Richard Arthur Brabazon Ponsonby was born at Gravesend on the south bank of the Thames in Kent, England to John Henry and Florence Ponsonby. His boyhood was spent in the family home in London and at the Somerset country home, Brympton d'Evercy, of his grandfather, Spencer Ponsonby-Fane. Ponsonby was educated at Harrow School.

He added "Fane" to his own name when he inherited Brympton d'Evercy in 1916 after the deaths of both his grandfather and father.

==Career==
In 1896, Ponsonby traveled to Cape Town to serve as Private Secretary to the Governor of the British Cape Colony. For the next two decades, his career in the British Empire's colonial governments spanned the globe. He worked closely with a number of colonial leaders as private secretary to the Governor of Natal (1896), to the Governor of Trinidad and Tobago (1898), to the Governor of Ceylon (1900), and to the Governor of Hong Kong (1903). He was re-posted to Natal in 1907; and in 1910, he was private secretary to the Governor of Fiji. Also in 1910 he played a single first-class cricket match for the Marylebone Cricket Club. In 1915–1919, he was re-posted as private secretary to the Governor of Hong Kong.

In addition to his government duties in Hong Kong, he began lecturing at the University of Hong Kong in 1916; and his association with the faculty of the university continued until 1926.

After 1919, Ponsonby-Fane became a permanent resident of Japan, traveling four months of the year to Hong Kong for lectures at the Crown colony's university.

In 1921, when the Japanese Crown Prince visited Hong Kong en route to Europe, Ponsonby-Fane was introduced as his interpreter.

When Emperor Shōwa was enthroned in 1928, he was the only non-Japanese guest who was invited to witness the ceremonies from in front of the palace's Kenreimon gate.
In 1930, when HIH Prince Takamatsu and his wife traveled to Europe, Ponsonby-Fane sailed on the same ship; and he was invited to attend all the welcoming receptions for them in England.

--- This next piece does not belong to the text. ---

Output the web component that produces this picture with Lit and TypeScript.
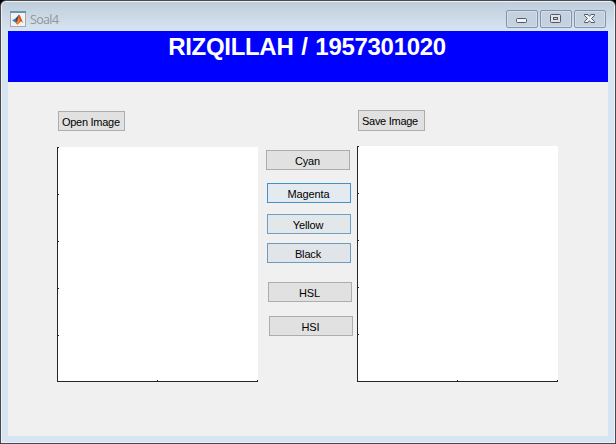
import { LitElement, html, css, svg } from "lit";
import { customElement, property } from "lit/decorators.js";

@customElement("plot-axes")
class PlotAxes extends LitElement {
  @property({ type: Number }) height = 235;

  static styles = css`
    :host { display: block; }
    svg { display: block; }
  `;

  render() {
    const bottom = this.height - 1;
    const ticks = [0, 47, 94, 141, 188];
    return html`<svg width="201" height=${this.height} shape-rendering="crispEdges">
      <rect width="201" height=${this.height} fill="#fff"></rect>
      <g fill="#262626">
        <rect width="1" height=${this.height}></rect>
        <rect y=${bottom} width="201" height="1"></rect>
        ${ticks.map((y) => svg`<rect x="1" y=${y} width="1" height="1"></rect>`)}
        ${[100, 200].map((x) => svg`<rect x=${x} y=${bottom - 1} width="1" height="1"></rect>`)}
      </g>
    </svg>`;
  }
}

@customElement("app-root")
class AppRoot extends LitElement {
  static styles = css`
    :host { display: block; width: 616px; height: 444px; background: #000; }
    * { box-sizing: border-box; }
    .window {
      width: 616px; height: 444px;
      display: flex; flex-direction: column;
      border: 1px solid #4c494d; border-radius: 6px 6px 0 0;
      box-shadow: inset 0 0 0 1px #eaf1f8;
      background: linear-gradient(#bfcddb 0, #d7e4f2 30px, #d7e4f2 100%);
      padding: 0 7px 7px;
      font-family: "Liberation Sans", Arial, sans-serif;
      overflow: hidden;
    }
    .titlebar { height: 30px; flex: none; display: flex; padding: 9px 2px 0; }
    .logo { margin: 1px 4px 0 0; width: 16px; height: 16px; }
    .caption { flex: 1; font: 12.5px/19px "Open Sans", "Noto Sans", sans-serif; color: #949698; letter-spacing: -0.65px; }
    .controls { display: flex; gap: 2px; }
    .control { width: 32px; height: 18px; display: block; }
    .banner {
      height: 51px; flex: none; background: #00f; color: #fff; text-align: center;
      font-weight: bold; font-size: 24px; line-height: 32px; white-space: nowrap;
      letter-spacing: -0.3px; word-spacing: 1.4px; padding-right: 2px;
    }
    .figure {
      flex: 1; background: #f0f0f0; display: grid;
      grid-template-columns: 201px 99px 201px; padding: 28px 0 0 49px;
    }
    .column { display: flex; flex-direction: column; align-items: flex-start; }
    .btn {
      appearance: none; border: 1px solid #adadad; background: #e1e1e1; color: #000;
      border-radius: 0; padding: 2px 1px 0 0; margin: 0; width: 84px; height: 20px;
      font: 11px/16px "Liberation Sans", Arial, sans-serif; text-align: center; white-space: nowrap;
      letter-spacing: -0.15px;
    }
    .file { width: 67px; margin-left: 1px; padding-left: 3px; text-align: left; letter-spacing: -0.28px; }
    .open { margin-top: 1px; margin-bottom: 16px; }
    .save { height: 21px; margin-bottom: 15px; padding-bottom: 1px; }
    .cyan { margin: 40px 0 0 8px; }
    .magenta { margin: 13px 0 0 9px; border-color: #4390c8; background: #e3eaf0; }
    .yellow { margin: 11px 0 0 9px; border-color: #6c9fc8; background: #e2e7ea; padding-right: 2px; }
    .black { margin: 9px 0 0 9px; border-color: #6c9bc0; background: #e1e5e9; padding-right: 2px; }
    .hsl { margin: 19px 0 0 10px; }
    .hsi { margin: 14px 0 0 11px; }
  `;

  private control(glyph: unknown) {
    return html`<svg class="control" viewBox="0 0 32 18">
      <rect x=".5" y=".5" width="31" height="17" rx="1.5" fill="#c4d1df" stroke="#8494ae"></rect>
      <rect x="1.5" y="1.5" width="29" height="15" rx="1" fill="none" stroke="#d3deea"></rect>
      ${glyph}
    </svg>`;
  }

  render() {
    return html`<div class="window">
      <div class="titlebar">
        <svg class="logo" viewBox="0 0 16 16">
          <rect x=".5" y=".5" width="15" height="15" fill="#f3f3f3" stroke="#a5a8ac"></rect>
          <rect width="16" height="2" fill="#6396b8"></rect>
          <path d="M2 9.3 5.5 7.5 8 10 5.5 11.7Z" fill="#3d83b5"></path>
          <path d="M5.5 7.5 9 3.8 8.5 9 6 11.5Z" fill="#314b75"></path>
          <path d="M9 3.5C10.5 4.5 11.5 9 13.5 12L11 10.3 7.3 13.7 5.5 11.5C7.6 10.5 7.8 6 9 3.5Z" fill="#d4501e"></path>
          <path d="M9 5 9.6 10 7.5 12.8 6.5 11.5C8.2 10 8.6 7 9 5Z" fill="#f39a3d"></path>
        </svg>
        <div class="caption">Soal4</div>
        <div class="controls">
          ${this.control(svg`<rect x="10.5" y="8.5" width="10" height="4" rx="1" fill="#f3f3f3" stroke="#535666"></rect>`)}
          ${this.control(svg`<rect x="10.5" y="4.5" width="10" height="8" rx="1" fill="#e4e4e6" stroke="#535666"></rect><rect x="13.5" y="7.5" width="4" height="2" fill="#c4d1df" stroke="#535666"></rect>`)}
          ${this.control(svg`<path d="M10.5 4.5H14L15.5 6.3 17 4.5H20.5V5.5L17.5 8.5 20.5 11.5V12.5H17L15.5 10.7 14 12.5H10.5V11.5L13.5 8.5 10.5 5.5Z" fill="#f3f3f3" stroke="#535666" stroke-linejoin="round"></path>`)}
        </div>
      </div>
      <div class="banner">RIZQILLAH / 1957301020</div>
      <div class="figure">
        <div class="column">
          <button class="btn file open">Open Image</button>
          <plot-axes .height=${235}></plot-axes>
        </div>
        <div class="column">
          <button class="btn cyan">Cyan</button>
          <button class="btn magenta">Magenta</button>
          <button class="btn yellow">Yellow</button>
          <button class="btn black">Black</button>
          <button class="btn hsl">HSL</button>
          <button class="btn hsi">HSI</button>
        </div>
        <div class="column">
          <button class="btn file save">Save Image</button>
          <plot-axes .height=${236}></plot-axes>
        </div>
      </div>
    </div>`;
  }
}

In 1932, Ponsonby-Fane built a Japanese-style home in one of the northern suburbs of Kyoto. In the last decades of his life, he was always photographed with a long woolen scarf draped around his shoulders. This unique scarf was said to be hand-knit by Dowager Empress Teimei, the widow of Emperor Taishō; and he highly valued this unique token of personal favour.

Ponsonby-Fane died at home in Kyoto in December 1937.

==Selected works==
In an overview of writings by and about Richard Ponsonby-Fane, OCLC/WorldCat lists roughly 74 works in 136 publications in 2 languages and 1,443 library holdings.
This list is not finished; you can help Wikipedia by adding to it.
- The Imperial Family of Japan, 1915
- The Capital and Palace of Heian (Heian-kio oyobi Daidairi), 1924
- The Vicissitudes of Shinto, 1931
- The Nomenclature of the N. Y. K. Fleet, 1931
- Kamo Mioya Shrine, 1934
- Kyoto: the Old Capital of Japan, 794-1869, 1956
- The Imperial House of Japan, 1959
- Sovereign and Subject, 1962
- Studies in Shinto and Shrines, 1962
- The Vicissitudes of Shinto, 1963
- Visiting Famous Shrines in Japan, 1964

==Honours==
- Order of the Rising Sun.
- Order of the Sacred Treasure, 1921.
- University of Hong Kong, Honorary Doctor of Laws, 1926.